Szef URE informuje, że wniosek PGNiG jest wnikliwie analizowany, ale obecnie nie można powiedzieć, jaka będzie decyzja, gdyż postępowanie jest w toku.

PGNiG liczy się z tym, iż będzie musiało uzupełnić wniosek. Może to oznaczać, że URE nie podejmie decyzji w deklarowanym wcześniej terminie, tj. do połowy września.

W połowie sierpnia PGNiG złożyło w URE wniosek o drugą w tym roku podwyżkę taryf gazowych. Nowa taryfa, która miałaby obowiązywać od IV kw. br., oznaczałaby średni (dla wszystkich klientów) wzrost całkowitych opłat (paliwo gazowe + abonament + stawki sieciowe) na poziomie 17,4 proc. oraz średni wzrost opłat w obrocie (paliwo gazowe + abonament) na poziomie 23,1 proc.

Spółka zawnioskowała o zmianę obecnej taryfy począwszy od 1 października 2008 r., w konsekwencji zmienione stawki mają obowiązywać w IV kwartale oraz w I kwartale 2009 r.

Reklama

PGNiG podało w uzasadnieniu wniosku, że bezpośrednią przyczyną wystąpienia o zmianę taryfy jest gwałtowny wzrost cen ropy i produktów ropopochodnych, których ceny mają bezpośrednie przełożenie na wzrost kosztów pozyskania gazu z importu.

Kulminacji wzrostów spółka oczekuje w IV kwartale 2008 roku oraz I kwartale 2009 roku. Ponadto PGNiG przewiduje umocnienie kursu dolara wobec złotego w tym roku.

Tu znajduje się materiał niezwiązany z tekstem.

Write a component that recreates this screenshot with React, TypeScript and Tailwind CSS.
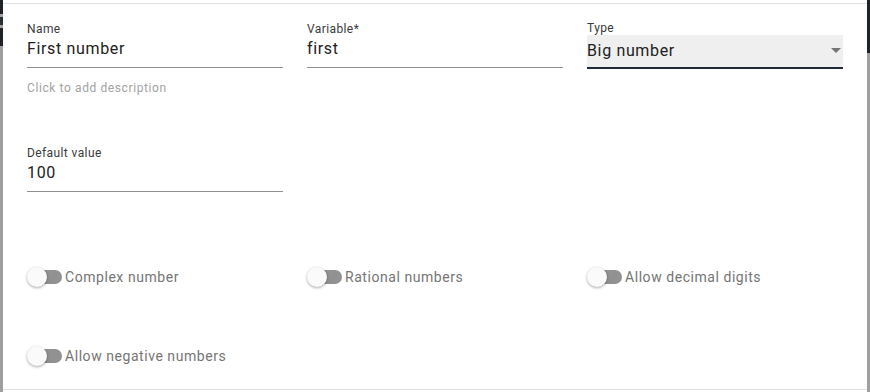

Skonsolidowany zysk netto PGNiG w II kw. tego roku spadł o 14 proc. do 280 mln zł. Spółka wyjaśniała, że niższe od oczekiwanych wyniki finansowe to rezultat znaczącego wzrostu kosztów działalności operacyjnej - przede wszystkim wyższych kosztów zakupu gazu z importu, który jest związany z wysoką ceną ropy naftowej.